Systems Thinking Tools – Resilience
As I prepare to teach my new Agricultural Systems Thinking class at UMass this fall, I have become more and more intrigued with the thinking underlying the science of resilience. Ecologists, psychologists and engineers are quite familiar with the idea that sustainable systems are able to withstand disturbances, large and small. Most humans with significant life experiences can surely understand the value of resilience, as life is rarely “smooth sailing” and as the bumper sticker says “shit happens.”
The need for a deeper understanding of resilience in agriculture has never been more obvious, as the U.S. experiences the impact of drought on the 2012 corn crop and on subsequent food and energy costs. The inability of the industrial system to adjust gracefully to the shock of drought is just one of the indicators that it is at a tipping point.
Resilience science has taught us that systems designed for economic efficiency can maximize short-term profitability but at the same time will sacrifice resilience or the ability of the system to adjust to shocks and stresses such as drought. Industrial agriculture and thus the modern food system is highly vulnerable to collapse.

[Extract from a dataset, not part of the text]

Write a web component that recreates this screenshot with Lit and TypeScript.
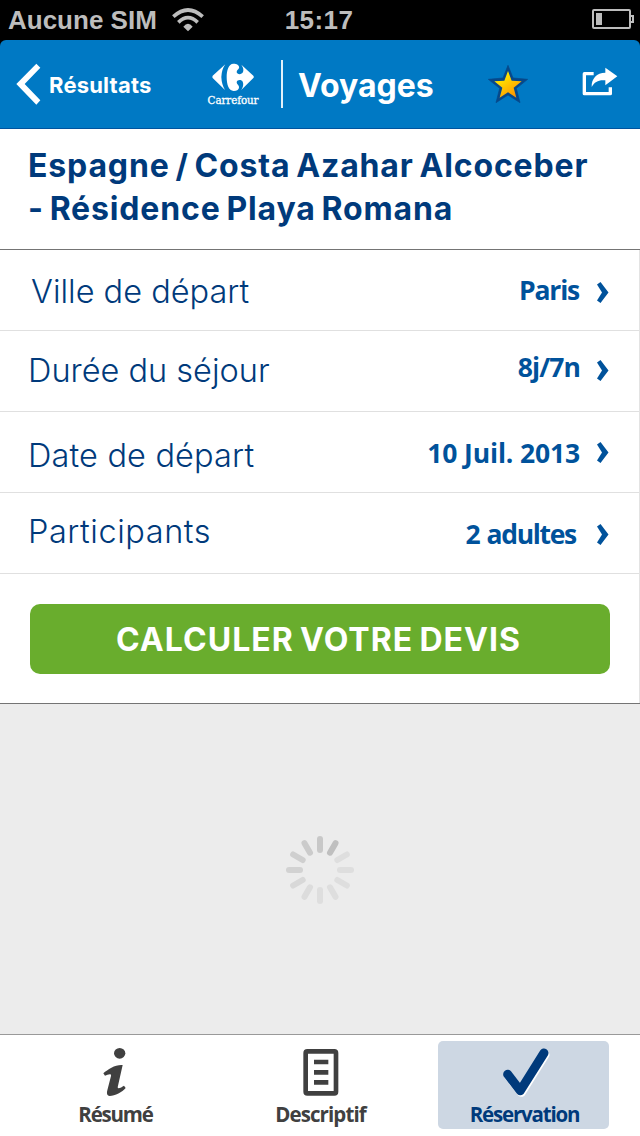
import { LitElement, html, css, svg } from "lit";
import { customElement } from "lit/decorators.js";

interface Option {
  id: string;
  label: string;
  value: string;
}

const OPTIONS: Option[] = [
  { id: "city", label: "Ville de départ", value: "Paris" },
  { id: "stay", label: "Durée du séjour", value: "8j/7n" },
  { id: "date", label: "Date de départ", value: "10 Juil. 2013" },
  { id: "people", label: "Participants", value: "2 adultes" },
];

const SPOKES = ["#c8c8c8", "#bfbfbf", "#dedede", "#dedede", "#dedede", "#dedede",
  "#dedede", "#dcdcdc", "#d8d8d8", "#d2d2d2", "#cfcfcf", "#cbcbcb"];

@customElement("status-bar")
class StatusBar extends LitElement {
  static styles = css`
    :host { display: grid; grid-template-columns: 1fr auto 1fr; height: 40px; background: #000; color: #bdbdbd;
      font: bold 26px/40px "Liberation Sans", Arial, sans-serif; }
    svg { display: block; }
    .left { display: flex; padding-left: 8px; gap: 15px; white-space: nowrap; }
    .wifi { margin-top: 8px; }
    .time { letter-spacing: 0.4px; padding-right: 2px; }
    .right { display: flex; justify-content: flex-end; padding: 9px 6px 0 0; }
  `;
  render() {
    return html`
      <div class="left">
        <span class="carrier">Aucune SIM</span>
        <svg class="wifi" width="32" height="24" viewBox="516 24 96 72" fill="none" stroke="#bdbdbd" stroke-width="11">
          <path d="M520 50Q564 10 608 50" />
          <path d="M535 67Q564 39 593 67" />
          <path d="M550 80Q564 63 578 80L564 94Z" fill="#bdbdbd" stroke="none" />
        </svg>
      </div>
      <div class="time">15:17</div>
      <div class="right">
        <svg width="42" height="20" viewBox="366 27 126 60" fill="none" stroke="#bdbdbd" stroke-width="6">
          <rect x="369" y="30" width="111" height="54" rx="3" />
          <path d="M480 48H489V66H480" />
          <rect x="378" y="39" width="18" height="36" fill="#bdbdbd" stroke="none" />
        </svg>
      </div>`;
  }
}

@customElement("nav-header")
class NavHeader extends LitElement {
  static styles = css`
    :host { display: block; background: #000; color: #fff; font-family: Inter, sans-serif; }
    svg { display: block; }
    .bar { display: flex; align-items: flex-start; height: 88px; background: #0079c4; border-bottom: 1px solid #00549f;
      border-radius: 6px 6px 0 0; }
    .back { display: flex; gap: 8px; padding: 23px 0 0 16px; width: 190px; }
    .backlabel { font: 700 22px/44px Inter, sans-serif; letter-spacing: 0.2px; }
    .logo { display: flex; flex-direction: column; align-items: center; width: 54px; padding-top: 23px; }
    .brand { font: 11.500px/14px "DejaVu Serif", serif; letter-spacing: -0.1px; font-stretch: condensed; margin-top: 2px;
      -webkit-text-stroke: 0.3px #fff; }
    .rule { width: 2px; height: 48px; margin: 20px 0 0 21px; background: #e3f1fa; }
    .title { font: 700 32px/44px Inter, sans-serif; margin: 24px 0 0 15px; width: 190px; }
    .star { margin-top: 25px; }
    .share { margin: 27px 0 0 54px; }
  `;
  render() {
    return html`<div class="bar">
      <div class="back">
        <svg width="25" height="43" viewBox="47 190 75 129"><path fill="#fff" d="M108 192L120 204 73 253 120 302 108 315 48 253Z" /></svg>
        <span class="backlabel">Résultats</span>
      </div>
      <div class="logo">
        <svg width="42" height="28" viewBox="36 69 126 84" fill="#fff">
          <path d="M76 73L38 107Q36 111 38 114L75 150Q65 134 64 111 65 88 76 73Z" />
          <path d="M100 71C112 71 119 77 117 84C116 89 110 90 110 96C111 104 125 105 129 96C132 87 128 80 124 74L160 107Q163 111 160 114L123 151C128 144 132 134 128 125C124 118 111 119 110 127C110 133 116 135 117 140C118 147 112 153 101 153C86 153 80 133 80 112C80 91 86 71 100 71Z" />
        </svg>
        <span class="brand">Carrefour</span>
      </div>
      <div class="rule"></div>
      <div class="title">Voyages</div>
      <svg class="star" width="40" height="38" viewBox="54 195 120 114">
        <defs><linearGradient id="gold" x1="0" y1="0" x2="0.7" y2="1"><stop offset="0.2" stop-color="#fff000" /><stop offset="1" stop-color="#ff9400" /></linearGradient></defs>
        <path fill="#07488a" stroke="#07488a" stroke-width="2" d="M114 196L129 234 173 238 139 265 150 308 114 285 78 308 89 265 55 238 99 234Z" />
        <path fill="url(#gold)" d="M114 213L125 242 155 244 131 263 139 293 114 277 89 293 97 263 73 244 103 242Z" />
      </svg>
      <svg class="share" width="36" height="30" viewBox="338 200 108 90" fill="none">
        <path d="M373 220H345V280H423V261" stroke="#fff" stroke-width="10" stroke-linejoin="round" />
        <path d="M408 202L444 228 408 255V240C388 238 376 244 367 260C366 235 382 217 408 217Z" fill="#fff" />
      </svg>
    </div>`;
  }
}

@customElement("booking-form")
class BookingForm extends LitElement {
  static styles = css`
    :host { display: block; background: #fff; border-bottom: 1px solid #747474; font-family: Inter, sans-serif; }
    svg { display: block; }
    h1 { margin: 0; height: 105px; padding: 15px 0 0 28px; border-bottom: 1px solid #747474; color: #003a7b;
      font: 700 32px/43px Inter, sans-serif; white-space: nowrap; letter-spacing: 0.85px; word-spacing: -2.6px; }
    .body { border-right: 1px solid #e3e3e3; height: 453px; }
    .row { display: flex; align-items: flex-start; height: 80px; padding: 0 30px 0 28px; border-bottom: 1px solid #e0e0e0; }
    .label { flex: 1; color: #003a7b; font: 300 32.500px/40px Inter, sans-serif; }
    .value { color: #00529b; font: 700 26.500px/40px "Open Sans", sans-serif; }
    .arrow { margin-left: 17px; }
    .city .label { margin: 22px 0 0 3px; } .city .value { margin: 20px 1px 0 0; letter-spacing: -1.2px; } .city .arrow { margin-top: 32px; }
    .stay .label { margin-top: 20px; } .stay .value { margin-top: 16px; letter-spacing: -0.9px; } .stay .arrow { margin-top: 29px; }
    .date .label { margin-top: 24px; letter-spacing: 0.15px; } .date .value { margin-top: 21px; letter-spacing: -0.15px; } .date .arrow { margin-top: 30px; }
    .people .label { margin-top: 19px; letter-spacing: 0.55px; } .people .value { margin: 21px 4px 0 0; letter-spacing: -1.3px; word-spacing: 1.500px; }
    .people .arrow { margin-top: 31px; }
    .submit { display: block; width: 580px; height: 70px; margin: 30px 0 0 30px; padding: 1px 0 0; border: 0; border-radius: 10px;
      background: #69ad2d; color: #fff; font: 700 32px/69px Inter, sans-serif; text-align: center; white-space: nowrap;
      letter-spacing: 1.05px; word-spacing: -2.5px; }
    .caption { margin-right: 3px; }
  `;
  render() {
    return html`
      <h1>Espagne / Costa Azahar Alcoceber<br />- Résidence Playa Romana</h1>
      <div class="body">
        ${OPTIONS.map((o) => html`<div class="row ${o.id}">
          <span class="label">${o.label}</span>
          <span class="value">${o.value}</span>
          <svg class="arrow" width="12" height="21" viewBox="0 0 12 21"><path fill="#00529b" d="M3.500 0L11.500 10.500 3.500 21 0 18.500 5 10.500 0 2.500Z" /></svg>
        </div>`)}
        <button class="submit"><span class="caption">CALCULER VOTRE DEVIS</span></button>
      </div>`;
  }
}

@customElement("tab-bar")
class TabBar extends LitElement {
  static styles = css`
    :host { display: flex; justify-content: space-between; box-sizing: border-box; height: 102px; padding: 6px 31px 0 30px;
      background: #fff; border-top: 1px solid #999; }
    svg { display: block; }
    .tab { display: flex; flex-direction: column; align-items: center; width: 171px; height: 88px; border-radius: 5px;
      color: #404040; font: 700 20.500px/28px "Open Sans", sans-serif; letter-spacing: -1.2px; }
    .icon { height: 59px; }
    .info { margin-right: 1px; }
    .middle { box-sizing: border-box; padding-left: 2px; letter-spacing: -0.9px; }
    .active { background: #cdd7e3; color: #003a7b; }
    .check { margin-left: 3px; }
    .name { white-space: nowrap; }
    .active .name { padding-left: 2px; }
  `;
  render() {
    return html`
      <div class="tab">
        <svg class="icon info" width="24" height="59" viewBox="128 48 72 177" fill="#404040">
          <ellipse cx="178" cy="85" rx="17" ry="16" />
          <path d="M129 145C143 132 166 118 187 120L172 187C173 194 184 186 191 182L196 189C186 201 164 213 148 213C139 213 139 203 141 196L152 153C154 143 142 149 134 152Z" />
        </svg>
        <span class="name">Résumé</span>
      </div>
      <div class="tab middle">
        <svg class="icon" width="36" height="59" viewBox="728 48 108 177" fill="none" stroke="#404040" stroke-width="14">
          <rect x="736" y="79" width="91" height="126" rx="5" />
          <path d="M761 111H804M761 142H804M761 172H804" />
        </svg>
        <span class="name">Descriptif</span>
      </div>
      <div class="tab active">
        <svg class="icon check" width="50" height="59" viewBox="240 48 150 177" fill="none" stroke-width="27" stroke-linecap="round" stroke-linejoin="round">
          <path stroke="#fff" d="M266 153L304 202 375 89" />
          <path stroke="#003a7b" d="M263 148L301 197 372 84" />
        </svg>
        <span class="name">Réservation</span>
      </div>`;
  }
}

@customElement("app-root")
class AppRoot extends LitElement {
  static styles = css`
    :host { display: flex; flex-direction: column; width: 640px; height: 1136px; overflow: hidden; background: #ececec; }
    .wait { flex: 1; display: flex; justify-content: center; align-items: center; }
    .spinner { display: block; margin-top: 2px; }
  `;
  render() {
    return html`
      <status-bar></status-bar>
      <nav-header></nav-header>
      <booking-form></booking-form>
      <div class="wait">
        <svg class="spinner" width="70" height="70" viewBox="-35 -35 70 70" stroke-width="6" stroke-linecap="round">
          ${SPOKES.map((c, i) => svg`<line x1="0" y1="-20" x2="0" y2="-31" stroke=${c} transform="rotate(${i * 30})" />`)}
        </svg>
      </div>
      <tab-bar></tab-bar>`;
  }
}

According a report from the Prince Charities Foundation International Sustainability Unit (established by His Royal Highness, Charles the Prince of Wales), titled “What Price Resilience: Toward Sustainable and Secure Food Systems,” the systemic stresses for which industrial agriculture is NOT well-prepared to adapt to include:
A. Disruption caused by declining supplies of easily accessible fossil fuel and the subsequent escalation of energy prices.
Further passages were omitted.